BEGIN

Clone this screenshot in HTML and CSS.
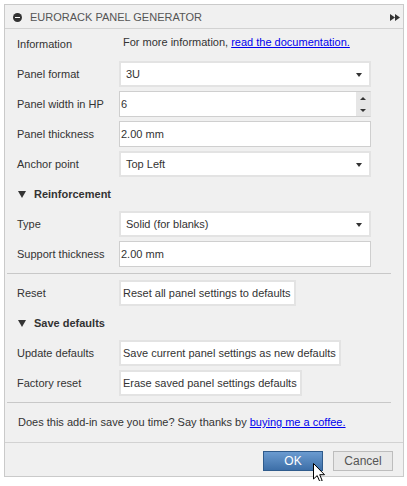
FILE: index.html
```html
<!DOCTYPE html>
<html>
<head>
<meta charset="utf-8">
<link rel="stylesheet" href="styles.css">
</head>
<body>
<div class="dialog">
  <div class="header">
    <span class="hdr-icon"></span>
    <span class="title">EURORACK PANEL GENERATOR</span>
    <svg class="hdr-arrows" width="10" height="7" viewBox="0 0 10 7"><path d="M0 0L5 3.5L0 7Z M5 0L10 3.5L5 7Z" fill="#333"/></svg>
  </div>
  <div class="body">
    <div class="row">
      <span class="label">Information</span>
      <span class="info">For more information, <a href="#">read the documentation.</a></span>
    </div>
    <div class="row">
      <span class="label">Panel format</span>
      <div class="select"><span>3U</span><span class="caret"></span></div>
    </div>
    <div class="row">
      <span class="label">Panel width in HP</span>
      <div class="spin">
        <span class="spin-val">6</span>
        <span class="spin-btns"><span class="up"></span><span class="down"></span></span>
      </div>
    </div>
    <div class="row">
      <span class="label">Panel thickness</span>
      <div class="input">2.00 mm</div>
    </div>
    <div class="row">
      <span class="label">Anchor point</span>
      <div class="select"><span>Top Left</span><span class="caret"></span></div>
    </div>
    <div class="row group"><span class="tri"></span>Reinforcement</div>
    <div class="row">
      <span class="label">Type</span>
      <div class="select"><span>Solid (for blanks)</span><span class="caret"></span></div>
    </div>
    <div class="row">
      <span class="label">Support thickness</span>
      <div class="input">2.00 mm</div>
    </div>
    <div class="sep"></div>
    <div class="row">
      <span class="label">Reset</span>
      <span class="btn">Reset all panel settings to defaults</span>
    </div>
    <div class="row group"><span class="tri"></span>Save defaults</div>
    <div class="row">
      <span class="label">Update defaults</span>
      <span class="btn">Save current panel settings as new defaults</span>
    </div>
    <div class="row">
      <span class="label">Factory reset</span>
      <span class="btn">Erase saved panel settings defaults</span>
    </div>
    <div class="sep"></div>
    <div class="thanks">Does this add-in save you time? Say thanks by <a href="#">buying me a coffee.</a></div>
  </div>
  <div class="footer">
    <span class="ok">OK</span>
    <span class="cancel">Cancel</span>
  </div>
</div>
<svg class="cursor" width="13" height="20" viewBox="0 0 13 20"><path d="M0.5 0.5L0.5 16L4.2 12.6L6.8 18.6L9.2 17.6L6.7 11.7L11.5 11.7Z" fill="#fff" stroke="#000" stroke-width="1" stroke-linejoin="miter"/></svg>
</body>
</html>
```
FILE: styles.css
```css
html, body { margin: 0; padding: 0; background: #fff; }
body {
  font-family: "Liberation Sans", Arial, sans-serif;
  font-size: 11px;
  color: #333;
  position: relative;
}
.dialog {
  margin: 4px;
  width: 400px;
  height: 473px;
  box-sizing: border-box;
  border: 1px solid #cacaca;
  background: #f0f0f0;
  display: flex;
  flex-direction: column;
}
.header {
  height: 23px;
  border-bottom: 1px solid #d2d2d2;
  display: flex;
  align-items: center;
  padding: 0 3px 0 8px;
  flex: none;
}
.hdr-icon {
  width: 9px;
  height: 9px;
  border-radius: 50%;
  background: #333;
  position: relative;
  margin-right: 8px;
  margin-top: 1px;
}
.hdr-icon::after {
  content: "";
  position: absolute;
  left: 2px;
  top: 4px;
  width: 5px;
  height: 1px;
  background: #fff;
}
.title { color: #555; font-size: 11px; flex: 1; padding-top: 1px; }
.hdr-arrows { margin-right: 0; margin-top: 1px; }
.body {
  padding: 2px 0 0 12px;
  flex: 1;
  display: flex;
  flex-direction: column;
  gap: 4px;
}
.row {
  height: 26px;
  display: flex;
  align-items: center;
}
.label { width: 102px; flex: none; }
.info { padding-left: 4px; margin-top: -4px; }
a { color: #0000ee; text-decoration: underline; }
.select {
  width: 252px;
  height: 26px;
  box-sizing: border-box;
  border: 2px solid #e3e3e3;
  background: #fff;
  display: flex;
  align-items: center;
  justify-content: space-between;
  padding: 0 7px 0 5px;
}
.caret {
  width: 0; height: 0;
  border-left: 3.5px solid transparent;
  border-right: 3.5px solid transparent;
  border-top: 4px solid #333;
  margin-top: 1px;
}
.spin {
  width: 252px;
  height: 26px;
  box-sizing: border-box;
  border: 1px solid #cfcfcf;
  border-right-color: #e3e3e3;
  background: #fff;
  display: flex;
  align-items: stretch;
}
.spin-val { flex: 1; display: flex; align-items: center; padding-left: 1px; }
.spin-btns {
  width: 14px;
  background: #e6e6e6;
  display: flex;
  flex-direction: column;
  align-items: center;
  justify-content: space-around;
}
.up, .down {
  width: 0; height: 0;
  border-left: 3px solid transparent;
  border-right: 3px solid transparent;
}
.up { border-bottom: 3px solid #333; }
.down { border-top: 3px solid #333; }
.input {
  width: 252px;
  height: 26px;
  box-sizing: border-box;
  border: 1px solid #cfcfcf;
  background: #fff;
  display: flex;
  align-items: center;
  padding-left: 1px;
}
.group { font-weight: bold; padding-left: 1px; }
.tri {
  width: 0; height: 0;
  border-left: 4.5px solid transparent;
  border-right: 4.5px solid transparent;
  border-top: 7px solid #333;
  margin-right: 8px;
}
.btn {
  height: 26px;
  box-sizing: border-box;
  border: 2px solid #e3e3e3;
  background: #fff;
  display: flex;
  align-items: center;
  padding: 0 3px 0 2px;
}
.sep {
  height: 1px;
  background: #c8c8c8;
  margin: 2px 12px 2px -10px;
}
.thanks { padding: 7px 0 0 1px; }
.footer {
  height: 34px;
  border-top: 1px solid #d2d2d2;
  flex: none;
  display: flex;
  align-items: flex-start;
  justify-content: flex-end;
  padding: 8px 10px 0 0;
  gap: 10px;
  box-sizing: border-box;
}
.ok, .cancel {
  height: 20px;
  box-sizing: border-box;
  display: flex;
  align-items: center;
  justify-content: center;
  font-size: 12px;
}
.ok {
  width: 60px;
  border: 1px solid #2f5b8c;
  background: linear-gradient(#6b9bd0, #3d6fa8);
  color: #fff;
}
.cancel {
  width: 60px;
  border: 1px solid #bdbdbd;
  background: #e8e8e8;
  color: #555;
}
.cursor { position: absolute; left: 313px; top: 463px; }
```
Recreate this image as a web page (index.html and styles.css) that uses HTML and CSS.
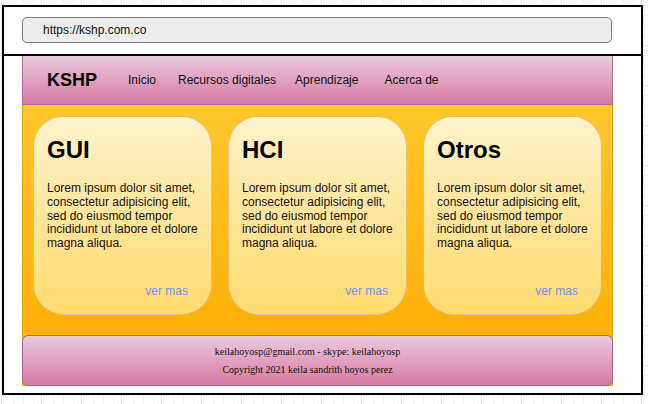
FILE: index.html
```html
<!DOCTYPE html>
<html lang="es">
<head>
<meta charset="utf-8">
<title>KSHP</title>
<link rel="stylesheet" href="styles.css">
</head>
<body>
<div class="window">
  <header class="browser-bar">
    <div class="url">https://kshp.com.co</div>
  </header>
  <div class="page">
    <nav class="nav">
      <span class="brand">KSHP</span>
      <a class="nav-link nav-inicio">Inicio</a>
      <a class="nav-link nav-recursos">Recursos digitales</a>
      <a class="nav-link nav-aprendizaje">Aprendizaje</a>
      <a class="nav-link nav-acerca">Acerca de</a>
    </nav>
    <main class="content">
      <section class="cards">
        <article class="card">
          <h2 class="card-title">GUI</h2>
          <p class="card-text">Lorem ipsum dolor sit amet, consectetur adipisicing elit, sed do eiusmod tempor incididunt ut labore et dolore magna aliqua.</p>
          <a class="more">ver mas</a>
        </article>
        <article class="card">
          <h2 class="card-title">HCI</h2>
          <p class="card-text">Lorem ipsum dolor sit amet, consectetur adipisicing elit, sed do eiusmod tempor incididunt ut labore et dolore magna aliqua.</p>
          <a class="more more-tight">ver mas</a>
        </article>
        <article class="card">
          <h2 class="card-title">Otros</h2>
          <p class="card-text">Lorem ipsum dolor sit amet, consectetur adipisicing elit, sed do eiusmod tempor incididunt ut labore et dolore magna aliqua.</p>
          <a class="more">ver mas</a>
        </article>
      </section>
      <footer class="footer">
        <p class="footer-line">keilahoyosp@gmail.com - skype: keilahoyosp</p>
        <p class="footer-line">Copyright 2021 keila sandrith hoyos perez</p>
      </footer>
    </main>
  </div>
</div>
</body>
</html>
```
FILE: styles.css
```css
* { box-sizing: border-box; }

html, body {
  margin: 0;
  padding: 0;
}

body {
  width: 648px;
  height: 404px;
  overflow: hidden;
  background-color: #ffffff;
  background-image:
    linear-gradient(to right, #e4e4e4 1px, transparent 1px),
    linear-gradient(to bottom, #e4e4e4 1px, transparent 1px),
    linear-gradient(to right, #f3f3f3 1px, transparent 1px),
    linear-gradient(to bottom, #f3f3f3 1px, transparent 1px);
  background-size: 40px 40px, 40px 40px, 10px 10px, 10px 10px;
  background-position: 1px 5px, 1px 5px, 3px 5px, 3px 5px;
  font-family: "Liberation Sans", Arial, sans-serif;
  padding: 5px 0 0 2px;
}

.window {
  width: 641px;
  height: 390px;
  border: 2px solid #000;
  background: #fff;
}

.browser-bar {
  height: 49px;
  border-bottom: 2px solid #000;
  padding: 10px 29px 0 18px;
}

.url {
  height: 26px;
  border: 1.5px solid #7b7b7b;
  border-radius: 5px;
  background: #ededed;
  display: flex;
  align-items: center;
  padding-left: 20px;
  font-size: 12px;
  color: #111;
}

.page {
  margin-left: 18px;
  width: 591px;
}

.nav {
  height: 49px;
  display: flex;
  align-items: center;
  padding-left: 24px;
  background: linear-gradient(to bottom, #e9cadb, #d779a0);
  border: 1px solid #b36a95;
  border-top: none;
  color: #111;
}

.brand {
  font-size: 18px;
  font-weight: bold;
  color: #000;
}

.nav-link {
  font-size: 12px;
  color: #111;
  text-decoration: none;
}

.nav-inicio { margin-left: 31px; }
.nav-recursos { margin-left: 22px; }
.nav-aprendizaje { margin-left: 19px; }
.nav-acerca { margin-left: 26px; }

.content {
  height: 281px;
  display: flex;
  flex-direction: column;
  padding-top: 11px;
  background: linear-gradient(to bottom, #ffc72b, #ffaa00);
  border-left: 1px solid #dba10f;
  border-right: 1px solid #dba10f;
}

.cards {
  display: flex;
  gap: 16px;
  padding: 0 10px;
}

.card {
  width: 179px;
  height: 199px;
  border-radius: 30px;
  border: 1px solid rgba(196, 146, 40, 0.45);
  background: linear-gradient(to bottom, #fff2cb, #ffda6e);
  padding: 19px 6px 16px 13px;
  display: flex;
  flex-direction: column;
}

.card-title {
  margin: 0;
  font-size: 24px;
  font-weight: bold;
  line-height: 27px;
  color: #000;
}

.card-text {
  margin: 19px 0 0 0;
  font-size: 12px;
  line-height: 13.8px;
  color: #1a1010;
}

.more {
  margin-top: auto;
  align-self: flex-end;
  margin-right: 17px;
  font-size: 12px;
  line-height: 14px;
  color: #6f95ee;
}

.more-tight { margin-right: 12px; }

.footer {
  margin-top: 20px;
  height: 51px;
  margin-left: -1px;
  margin-right: -1px;
  border: 1px solid #a9648f;
  border-radius: 6px;
  background: linear-gradient(to bottom, #e9cadb, #d779a0);
  display: flex;
  flex-direction: column;
  justify-content: center;
  align-items: center;
  gap: 6px;
  padding-right: 20px;
  font-family: "Liberation Serif", "Times New Roman", serif;
  font-size: 10px;
  color: #111;
}

.footer-line {
  margin: 0;
  line-height: 12px;
}
```
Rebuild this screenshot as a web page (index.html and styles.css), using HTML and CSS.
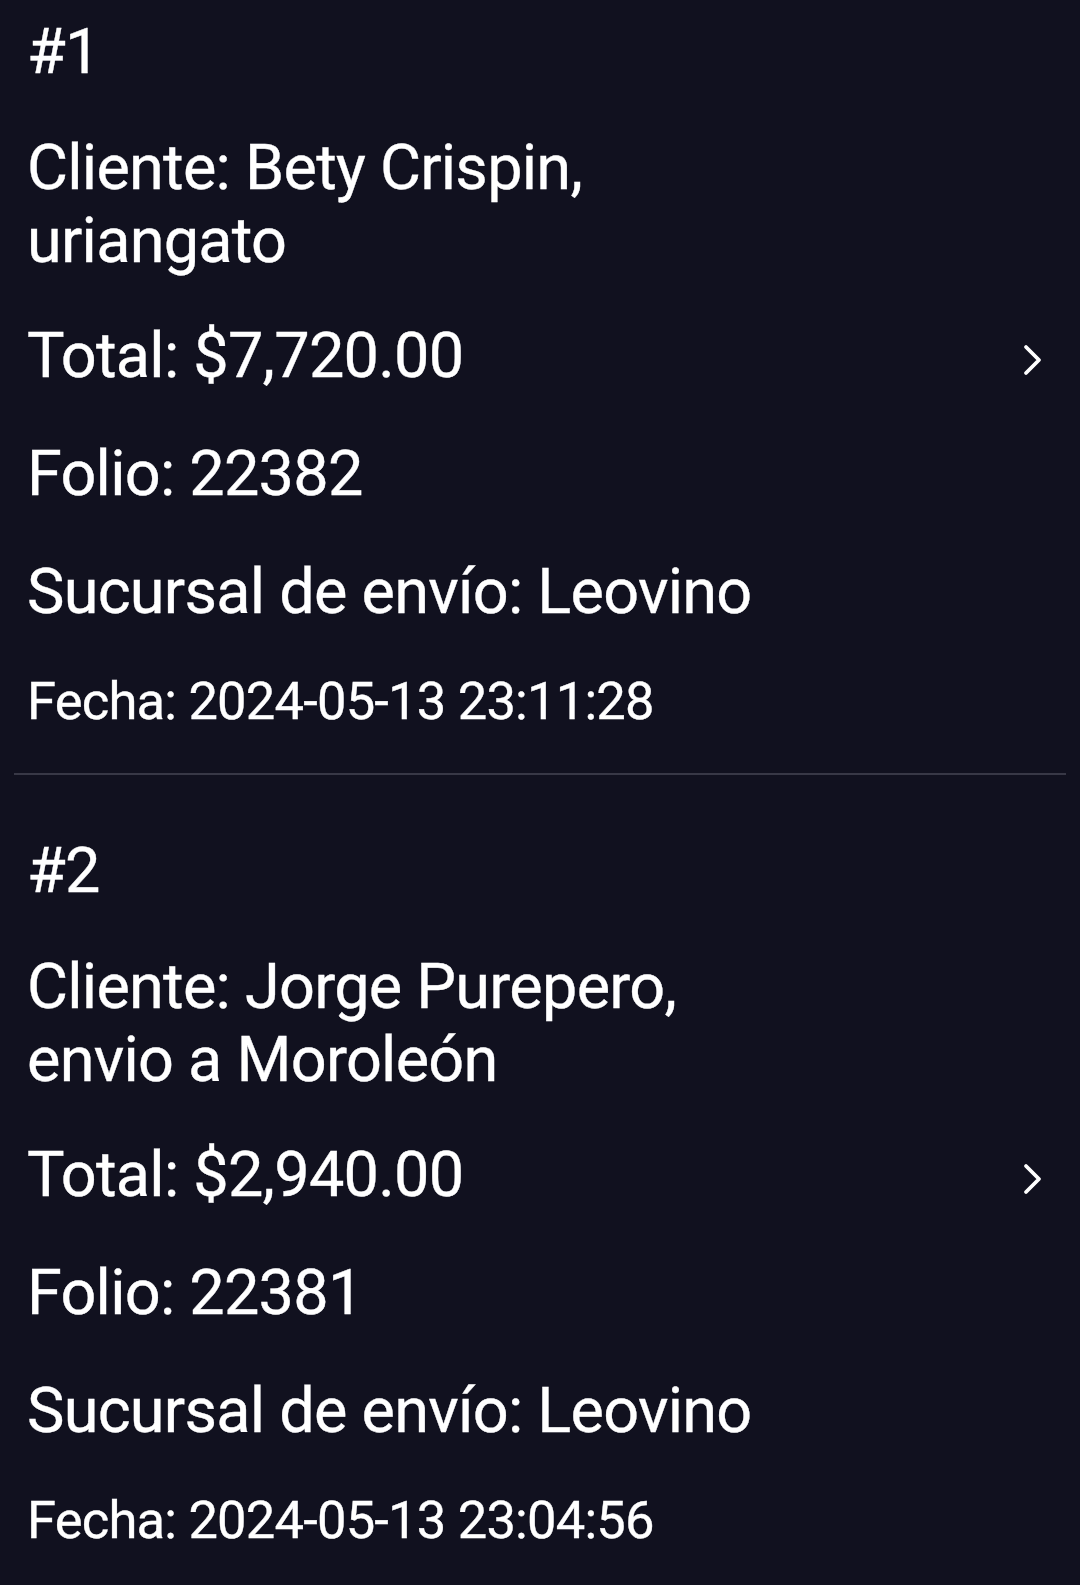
FILE: index.html
```html
<!DOCTYPE html>
<html lang="es">
<head>
    <meta charset="UTF-8">
    <meta name="viewport" content="width=device-width, initial-scale=1.0">
    <title>Pedidos</title>
    <link rel="stylesheet" href="styles.css">
</head>
<body>
    <!-- Lista de pedidos (desplazada un poco hacia arriba) -->
    <div class="list">
        <div class="order">
            <div class="info">
                <p class="num">#1</p>
                <p class="client">Cliente: Bety Crispin, uriangato</p>
                <p>Total: $7,720.00</p>
                <p>Folio: 22382</p>
                <p>Sucursal de envío: Leovino</p>
                <p class="date">Fecha: 2024-05-13 23:11:28</p>
            </div>
            <svg class="chev" width="20" height="32" viewBox="0 0 20 32">
                <polyline points="3,3 16,16 3,29" fill="none" stroke="#fff" stroke-width="3.8" stroke-linecap="round" stroke-linejoin="round"/>
            </svg>
        </div>
        <div class="divider"></div>
        <div class="order">
            <div class="info">
                <p class="num">#2</p>
                <p class="client">Cliente: Jorge Purepero, envio a Moroleón</p>
                <p>Total: $2,940.00</p>
                <p>Folio: 22381</p>
                <p>Sucursal de envío: Leovino</p>
                <p class="date">Fecha: 2024-05-13 23:04:56</p>
            </div>
            <svg class="chev" width="20" height="32" viewBox="0 0 20 32">
                <polyline points="3,3 16,16 3,29" fill="none" stroke="#fff" stroke-width="3.8" stroke-linecap="round" stroke-linejoin="round"/>
            </svg>
        </div>
        <div class="divider"></div>
    </div>
</body>
</html>
```

FILE: styles.css
```css
html, body {
    margin: 0;
    padding: 0;
    height: 100%;
    overflow: hidden;
    background: #11111f;
}
body {
    font-family: Roboto, "Noto Sans", Arial, sans-serif;
    color: #ffffff;
}
.list {
    margin-top: -44px;
}
.order {
    display: flex;
    align-items: center;
    padding: 65px 37px 50px 27px;
}
.info {
    width: 780px;
    display: flex;
    flex-direction: column;
    gap: 56px;
}
.info p {
    margin: 0;
    font-size: 63px;
    line-height: 62px;
    letter-spacing: -0.75px;
    -webkit-text-stroke: 0.35px #ffffff;
}
.info .client {
    line-height: 73px;
    margin: -8px 0;
}
.info .date {
    font-size: 52.5px;
    line-height: 44px;
    letter-spacing: -0.8px;
}
.chev {
    margin-left: auto;
    margin-bottom: 25px;
}
.divider {
    height: 2px;
    margin: 0 14px;
    background: #383846;
}
```
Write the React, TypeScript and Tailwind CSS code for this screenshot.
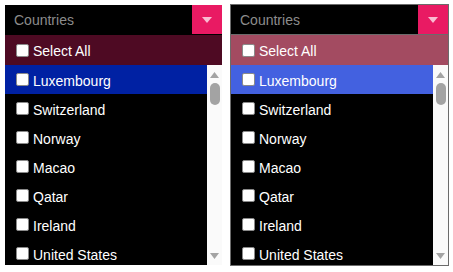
const countries = [
  "Luxembourg",
  "Switzerland",
  "Norway",
  "Macao",
  "Qatar",
  "Ireland",
  "United States",
];

type Theme = {
  frame: string;
  headLine: string;
  selectAll: string;
  active: string;
};

const dark: Theme = {
  frame: "mt-[5px] w-[217px]",
  headLine: "border-black",
  selectAll: "bg-[#4e0a23]",
  active: "bg-[#0021a3]",
};

const light: Theme = {
  frame: "mt-[4px] ml-[8px] w-[219px] border border-[#6b6b6b]",
  headLine: "border-[#6b6b6b]",
  selectAll: "bg-[#a34b61]",
  active: "bg-[#4361e0]",
};

function Box() {
  return (
    <span className="block w-[13px] h-[13px] shrink-0 rounded-[2px] border border-[#8a8a8a] bg-white" />
  );
}

function Row({ label, className }: { label: string; className?: string }) {
  return (
    <div className={`flex items-center gap-[4px] h-[29px] pl-[11px] ${className ?? ""}`}>
      <Box />
      <span className="text-white text-[14px] leading-none pt-[2px]">{label}</span>
    </div>
  );
}

function Scrollbar() {
  return (
    <div className="w-[15px] shrink-0 bg-[#fafafa] flex flex-col items-center">
      <svg width="9" height="6" viewBox="0 0 9 6" className="mt-[7px]">
        <polygon points="4.5,0 9,6 0,6" fill="#a3a3a3" />
      </svg>
      <div className="mt-[5px] w-[10px] h-[22px] rounded-full bg-[#a3a3a3]" />
      <div className="flex-1" />
      <svg width="9" height="6" viewBox="0 0 9 6" className="mb-[6px]">
        <polygon points="0,0 9,0 4.5,6" fill="#a3a3a3" />
      </svg>
    </div>
  );
}

function Dropdown({ theme }: { theme: Theme }) {
  return (
    <div className={`bg-black shrink-0 ${theme.frame}`}>
      <div className={`flex h-[30px] border-b ${theme.headLine}`}>
        <span className="flex-1 flex items-center pl-[9px] pt-[2px] text-[14px] text-[#8c8c8c]">
          Countries
        </span>
        <button className="w-[30px] h-full bg-[#e91a63] flex items-center justify-center">
          <svg width="10" height="6" viewBox="0 0 10 6">
            <polygon points="0,0 10,0 5,6" fill="#f9bcd2" />
          </svg>
        </button>
      </div>
      <Row label="Select All" className={`h-[30px] ${theme.selectAll}`} />
      <div className="flex h-[200px]">
        <div className="flex-1 overflow-hidden">
          {countries.map((c, i) => (
            <Row key={c} label={c} className={i === 0 ? theme.active : ""} />
          ))}
        </div>
        <Scrollbar />
      </div>
    </div>
  );
}

export default function App() {
  return (
    <div
      className="w-[453px] h-[272px] bg-white flex items-start pl-[5px] overflow-hidden"
      style={{ fontFamily: '"Liberation Sans", Arial, sans-serif' }}
    >
      <Dropdown theme={dark} />
      <Dropdown theme={light} />
    </div>
  );
}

END

* _Brief_: Search the data for the word "screenshot" and copy each line where it appears.

* _Solved problem_:
Clone this screenshot in HTML and CSS.
Rebuild this screenshot as a web page (index.html and styles.css), using HTML and CSS.
Write the React, TypeScript and Tailwind CSS code for this screenshot.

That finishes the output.